#### Task details
Retype the opening lines of the listing below, ending with the line that contains "h-[1517px] overflow-hidden flex", and leave out any pictures.

━━ Available data ━━

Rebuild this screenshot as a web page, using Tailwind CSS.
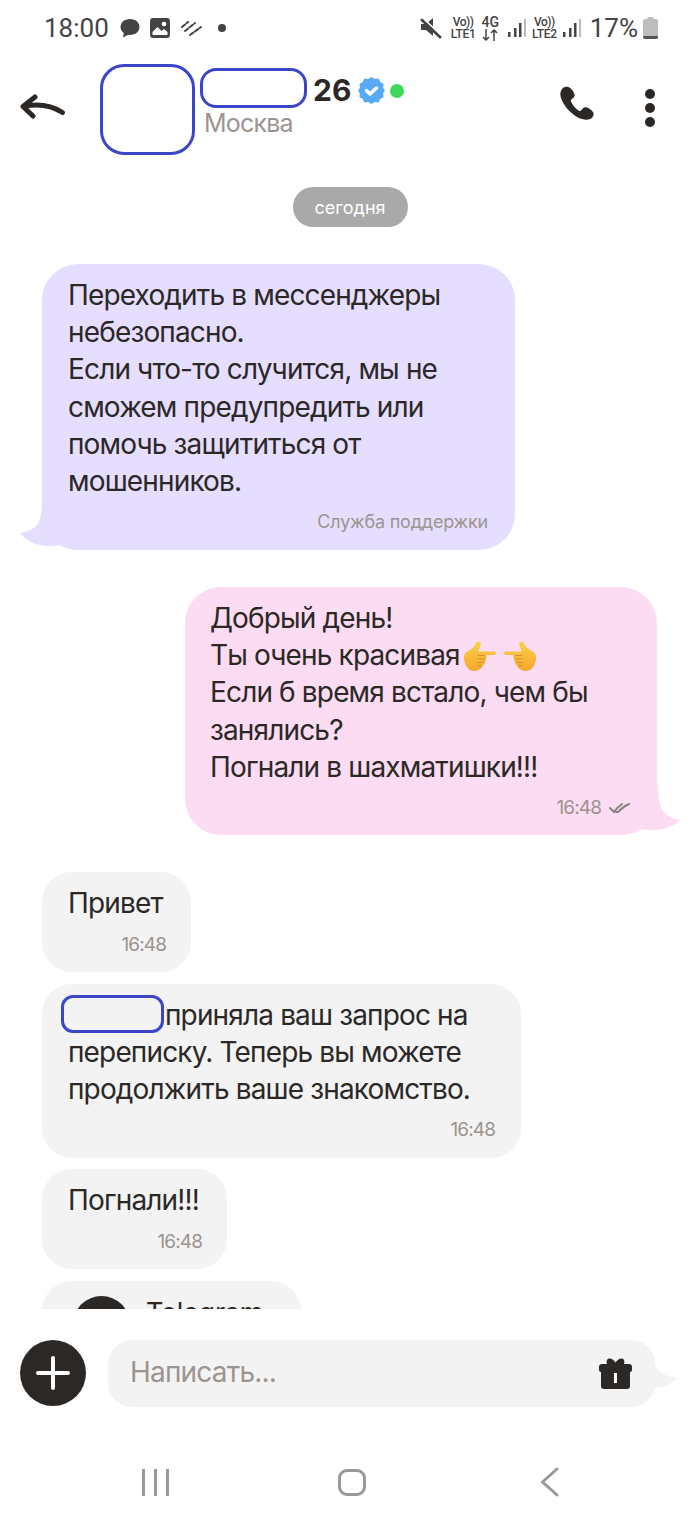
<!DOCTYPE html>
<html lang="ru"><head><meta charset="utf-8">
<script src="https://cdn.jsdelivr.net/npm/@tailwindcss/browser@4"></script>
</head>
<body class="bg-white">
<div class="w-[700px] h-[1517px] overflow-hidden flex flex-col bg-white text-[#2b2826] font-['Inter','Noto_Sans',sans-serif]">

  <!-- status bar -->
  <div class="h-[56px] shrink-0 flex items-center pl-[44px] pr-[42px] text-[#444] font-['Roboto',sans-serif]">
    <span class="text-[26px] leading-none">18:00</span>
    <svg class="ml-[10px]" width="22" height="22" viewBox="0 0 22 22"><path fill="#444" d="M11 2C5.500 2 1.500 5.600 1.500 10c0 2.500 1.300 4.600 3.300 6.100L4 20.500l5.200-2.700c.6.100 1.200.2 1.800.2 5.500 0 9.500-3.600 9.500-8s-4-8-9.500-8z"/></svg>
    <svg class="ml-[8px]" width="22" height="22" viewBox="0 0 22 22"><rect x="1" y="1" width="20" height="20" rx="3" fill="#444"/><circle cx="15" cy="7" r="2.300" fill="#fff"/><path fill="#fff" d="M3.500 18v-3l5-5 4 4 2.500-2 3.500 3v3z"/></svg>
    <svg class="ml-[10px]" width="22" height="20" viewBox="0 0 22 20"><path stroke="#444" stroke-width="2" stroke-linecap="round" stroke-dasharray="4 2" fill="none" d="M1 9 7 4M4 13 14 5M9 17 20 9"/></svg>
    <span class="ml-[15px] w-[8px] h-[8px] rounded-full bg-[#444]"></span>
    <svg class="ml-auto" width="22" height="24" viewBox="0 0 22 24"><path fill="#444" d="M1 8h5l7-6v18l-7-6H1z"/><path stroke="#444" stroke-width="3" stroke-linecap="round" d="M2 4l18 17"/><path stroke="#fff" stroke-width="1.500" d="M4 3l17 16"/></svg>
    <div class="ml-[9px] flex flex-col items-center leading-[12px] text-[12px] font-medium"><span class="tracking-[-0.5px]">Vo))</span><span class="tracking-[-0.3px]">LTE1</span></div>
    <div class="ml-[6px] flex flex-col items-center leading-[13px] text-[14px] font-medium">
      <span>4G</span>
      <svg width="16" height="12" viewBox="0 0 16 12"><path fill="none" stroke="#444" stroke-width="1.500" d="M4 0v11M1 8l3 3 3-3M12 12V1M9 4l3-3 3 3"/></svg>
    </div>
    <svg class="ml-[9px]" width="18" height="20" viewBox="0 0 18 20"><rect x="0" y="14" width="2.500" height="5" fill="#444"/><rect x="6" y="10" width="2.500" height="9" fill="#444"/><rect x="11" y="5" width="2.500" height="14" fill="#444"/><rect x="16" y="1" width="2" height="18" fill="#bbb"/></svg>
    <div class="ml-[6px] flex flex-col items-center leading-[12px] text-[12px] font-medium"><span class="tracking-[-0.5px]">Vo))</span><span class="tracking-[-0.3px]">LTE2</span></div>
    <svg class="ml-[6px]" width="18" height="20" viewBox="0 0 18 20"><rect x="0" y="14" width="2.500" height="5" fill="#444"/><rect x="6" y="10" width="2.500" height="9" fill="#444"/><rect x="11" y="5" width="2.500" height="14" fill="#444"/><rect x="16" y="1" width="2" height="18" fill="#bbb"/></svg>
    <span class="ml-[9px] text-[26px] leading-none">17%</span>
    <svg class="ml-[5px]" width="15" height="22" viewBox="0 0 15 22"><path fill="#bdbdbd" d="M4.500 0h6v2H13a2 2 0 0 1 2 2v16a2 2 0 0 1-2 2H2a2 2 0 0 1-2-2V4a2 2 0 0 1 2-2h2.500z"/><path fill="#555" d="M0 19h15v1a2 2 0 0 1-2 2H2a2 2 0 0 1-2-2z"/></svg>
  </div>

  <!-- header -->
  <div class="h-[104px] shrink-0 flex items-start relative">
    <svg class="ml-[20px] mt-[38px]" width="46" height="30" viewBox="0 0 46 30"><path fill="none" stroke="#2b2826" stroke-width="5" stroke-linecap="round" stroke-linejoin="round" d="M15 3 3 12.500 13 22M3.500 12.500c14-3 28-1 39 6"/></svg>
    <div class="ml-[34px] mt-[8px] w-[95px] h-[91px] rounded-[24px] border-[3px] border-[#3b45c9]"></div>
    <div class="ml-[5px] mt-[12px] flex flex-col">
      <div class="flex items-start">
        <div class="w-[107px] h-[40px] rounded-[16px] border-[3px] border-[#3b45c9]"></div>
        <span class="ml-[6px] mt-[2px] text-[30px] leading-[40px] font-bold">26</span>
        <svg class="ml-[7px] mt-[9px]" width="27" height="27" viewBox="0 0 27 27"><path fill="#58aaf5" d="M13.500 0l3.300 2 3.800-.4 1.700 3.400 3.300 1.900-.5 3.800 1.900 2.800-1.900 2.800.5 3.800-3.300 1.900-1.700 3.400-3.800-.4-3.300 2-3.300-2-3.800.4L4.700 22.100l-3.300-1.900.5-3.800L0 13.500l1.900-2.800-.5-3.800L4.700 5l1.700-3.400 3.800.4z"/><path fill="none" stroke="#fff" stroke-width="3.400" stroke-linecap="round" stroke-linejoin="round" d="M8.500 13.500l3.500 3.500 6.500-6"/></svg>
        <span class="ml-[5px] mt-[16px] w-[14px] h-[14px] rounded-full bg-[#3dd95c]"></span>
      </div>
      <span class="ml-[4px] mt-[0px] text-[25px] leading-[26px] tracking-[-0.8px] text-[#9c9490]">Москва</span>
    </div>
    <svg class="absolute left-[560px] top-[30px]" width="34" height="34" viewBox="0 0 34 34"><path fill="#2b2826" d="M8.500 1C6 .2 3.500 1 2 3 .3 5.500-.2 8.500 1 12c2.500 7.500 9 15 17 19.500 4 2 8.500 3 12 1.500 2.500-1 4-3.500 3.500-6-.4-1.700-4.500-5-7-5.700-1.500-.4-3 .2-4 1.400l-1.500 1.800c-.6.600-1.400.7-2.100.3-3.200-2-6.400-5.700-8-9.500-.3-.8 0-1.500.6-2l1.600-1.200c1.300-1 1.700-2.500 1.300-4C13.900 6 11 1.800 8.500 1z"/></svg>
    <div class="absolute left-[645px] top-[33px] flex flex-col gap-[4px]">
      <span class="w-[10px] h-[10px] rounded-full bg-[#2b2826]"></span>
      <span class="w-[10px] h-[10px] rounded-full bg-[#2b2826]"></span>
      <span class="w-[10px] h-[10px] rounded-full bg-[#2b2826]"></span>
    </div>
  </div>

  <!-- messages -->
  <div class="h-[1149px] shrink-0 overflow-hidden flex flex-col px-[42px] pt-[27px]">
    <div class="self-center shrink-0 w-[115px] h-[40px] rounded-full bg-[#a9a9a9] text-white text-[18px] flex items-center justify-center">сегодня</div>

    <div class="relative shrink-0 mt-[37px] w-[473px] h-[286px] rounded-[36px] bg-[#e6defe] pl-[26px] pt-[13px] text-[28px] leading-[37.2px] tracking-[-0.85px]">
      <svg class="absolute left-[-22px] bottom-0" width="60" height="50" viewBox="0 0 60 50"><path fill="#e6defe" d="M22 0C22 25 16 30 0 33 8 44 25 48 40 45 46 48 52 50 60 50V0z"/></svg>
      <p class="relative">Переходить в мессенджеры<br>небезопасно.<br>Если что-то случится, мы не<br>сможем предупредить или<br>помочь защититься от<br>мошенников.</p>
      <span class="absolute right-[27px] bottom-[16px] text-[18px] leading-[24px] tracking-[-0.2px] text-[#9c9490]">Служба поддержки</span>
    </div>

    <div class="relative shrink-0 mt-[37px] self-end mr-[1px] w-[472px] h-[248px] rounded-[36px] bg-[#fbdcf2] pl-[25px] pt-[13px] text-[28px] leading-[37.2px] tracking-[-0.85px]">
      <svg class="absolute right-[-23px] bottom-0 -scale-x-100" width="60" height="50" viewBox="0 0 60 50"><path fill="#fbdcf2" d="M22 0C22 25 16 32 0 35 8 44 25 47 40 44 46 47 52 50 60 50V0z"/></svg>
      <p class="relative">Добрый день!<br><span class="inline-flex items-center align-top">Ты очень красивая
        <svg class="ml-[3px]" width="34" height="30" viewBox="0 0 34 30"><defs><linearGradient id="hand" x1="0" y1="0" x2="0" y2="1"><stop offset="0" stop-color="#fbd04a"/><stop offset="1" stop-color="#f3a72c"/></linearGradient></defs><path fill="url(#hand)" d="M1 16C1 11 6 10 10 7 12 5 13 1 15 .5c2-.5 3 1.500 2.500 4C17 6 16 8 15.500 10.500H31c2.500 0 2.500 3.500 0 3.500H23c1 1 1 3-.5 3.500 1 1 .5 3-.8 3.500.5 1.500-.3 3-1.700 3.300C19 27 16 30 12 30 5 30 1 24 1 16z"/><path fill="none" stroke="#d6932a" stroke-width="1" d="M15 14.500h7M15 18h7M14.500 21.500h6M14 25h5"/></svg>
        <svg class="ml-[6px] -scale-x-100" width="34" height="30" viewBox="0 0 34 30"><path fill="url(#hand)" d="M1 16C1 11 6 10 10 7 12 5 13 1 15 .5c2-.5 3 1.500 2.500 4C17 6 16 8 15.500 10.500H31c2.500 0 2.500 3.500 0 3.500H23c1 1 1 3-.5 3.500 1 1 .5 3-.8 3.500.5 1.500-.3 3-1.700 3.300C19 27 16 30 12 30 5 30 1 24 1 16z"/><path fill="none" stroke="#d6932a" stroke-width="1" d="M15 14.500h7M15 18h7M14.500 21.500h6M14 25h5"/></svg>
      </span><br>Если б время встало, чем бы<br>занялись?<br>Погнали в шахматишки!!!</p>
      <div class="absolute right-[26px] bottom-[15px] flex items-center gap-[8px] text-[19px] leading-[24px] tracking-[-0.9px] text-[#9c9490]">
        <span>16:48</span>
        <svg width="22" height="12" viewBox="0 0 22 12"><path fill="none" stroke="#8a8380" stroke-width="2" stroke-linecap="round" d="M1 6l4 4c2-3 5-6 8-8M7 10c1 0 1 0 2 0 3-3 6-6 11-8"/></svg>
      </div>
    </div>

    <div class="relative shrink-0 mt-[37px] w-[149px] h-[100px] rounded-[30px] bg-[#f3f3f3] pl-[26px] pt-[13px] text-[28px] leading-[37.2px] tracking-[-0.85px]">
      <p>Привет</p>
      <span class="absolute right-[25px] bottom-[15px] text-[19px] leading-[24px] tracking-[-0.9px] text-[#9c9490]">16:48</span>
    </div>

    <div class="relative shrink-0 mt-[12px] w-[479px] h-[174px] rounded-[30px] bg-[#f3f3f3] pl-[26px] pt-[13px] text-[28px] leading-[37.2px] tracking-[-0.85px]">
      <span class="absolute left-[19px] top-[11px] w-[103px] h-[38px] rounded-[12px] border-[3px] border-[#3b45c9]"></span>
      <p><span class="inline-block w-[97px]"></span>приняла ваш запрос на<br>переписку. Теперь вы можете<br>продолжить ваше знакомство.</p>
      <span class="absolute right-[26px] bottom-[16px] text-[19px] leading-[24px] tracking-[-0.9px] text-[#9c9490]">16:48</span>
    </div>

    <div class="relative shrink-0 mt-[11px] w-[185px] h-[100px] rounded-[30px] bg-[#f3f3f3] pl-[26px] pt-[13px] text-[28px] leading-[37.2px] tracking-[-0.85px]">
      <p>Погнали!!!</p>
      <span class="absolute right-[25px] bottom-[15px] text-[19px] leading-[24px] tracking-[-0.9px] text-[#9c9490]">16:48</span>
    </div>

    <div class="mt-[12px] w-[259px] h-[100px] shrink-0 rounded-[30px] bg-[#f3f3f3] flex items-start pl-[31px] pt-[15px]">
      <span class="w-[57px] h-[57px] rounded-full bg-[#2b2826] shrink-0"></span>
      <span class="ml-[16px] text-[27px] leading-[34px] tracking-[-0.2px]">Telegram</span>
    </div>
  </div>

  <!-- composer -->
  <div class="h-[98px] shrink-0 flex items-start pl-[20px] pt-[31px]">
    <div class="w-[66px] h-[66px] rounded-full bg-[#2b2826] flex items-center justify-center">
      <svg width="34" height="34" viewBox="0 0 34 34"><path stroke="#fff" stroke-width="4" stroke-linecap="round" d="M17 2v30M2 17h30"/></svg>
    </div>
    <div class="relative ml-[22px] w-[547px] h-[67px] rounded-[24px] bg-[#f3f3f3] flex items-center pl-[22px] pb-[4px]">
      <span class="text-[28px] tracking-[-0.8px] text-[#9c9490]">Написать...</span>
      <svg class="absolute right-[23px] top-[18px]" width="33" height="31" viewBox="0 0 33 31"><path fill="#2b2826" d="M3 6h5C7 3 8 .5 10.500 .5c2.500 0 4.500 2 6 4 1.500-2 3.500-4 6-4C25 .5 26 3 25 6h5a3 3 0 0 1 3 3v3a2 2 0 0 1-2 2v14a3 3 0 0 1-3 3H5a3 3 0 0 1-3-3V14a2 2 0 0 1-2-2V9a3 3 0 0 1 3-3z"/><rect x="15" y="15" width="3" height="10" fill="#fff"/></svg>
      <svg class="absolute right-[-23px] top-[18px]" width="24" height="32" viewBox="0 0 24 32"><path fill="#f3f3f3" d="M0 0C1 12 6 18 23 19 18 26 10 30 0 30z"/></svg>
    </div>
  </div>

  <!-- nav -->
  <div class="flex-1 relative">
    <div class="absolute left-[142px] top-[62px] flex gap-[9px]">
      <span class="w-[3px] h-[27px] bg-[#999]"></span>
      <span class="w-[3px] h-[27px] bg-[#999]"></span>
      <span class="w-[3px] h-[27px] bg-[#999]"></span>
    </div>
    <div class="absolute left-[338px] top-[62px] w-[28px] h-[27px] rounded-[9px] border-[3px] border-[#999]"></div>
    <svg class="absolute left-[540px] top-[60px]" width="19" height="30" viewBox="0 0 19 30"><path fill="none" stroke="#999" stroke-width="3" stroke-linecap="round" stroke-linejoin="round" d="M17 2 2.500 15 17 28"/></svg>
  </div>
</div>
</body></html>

━━━

#### Solution for this task
Rebuild this screenshot as a web page, using Tailwind CSS.
<!DOCTYPE html>
<html lang="ru"><head><meta charset="utf-8">
<script src="https://cdn.jsdelivr.net/npm/@tailwindcss/browser@4"></script>
</head>
<body class="bg-white">
<div class="w-[700px] h-[1517px] overflow-hidden flex flex-col bg-white text-[#2b2826] font-['Inter','Noto_Sans',sans-serif]">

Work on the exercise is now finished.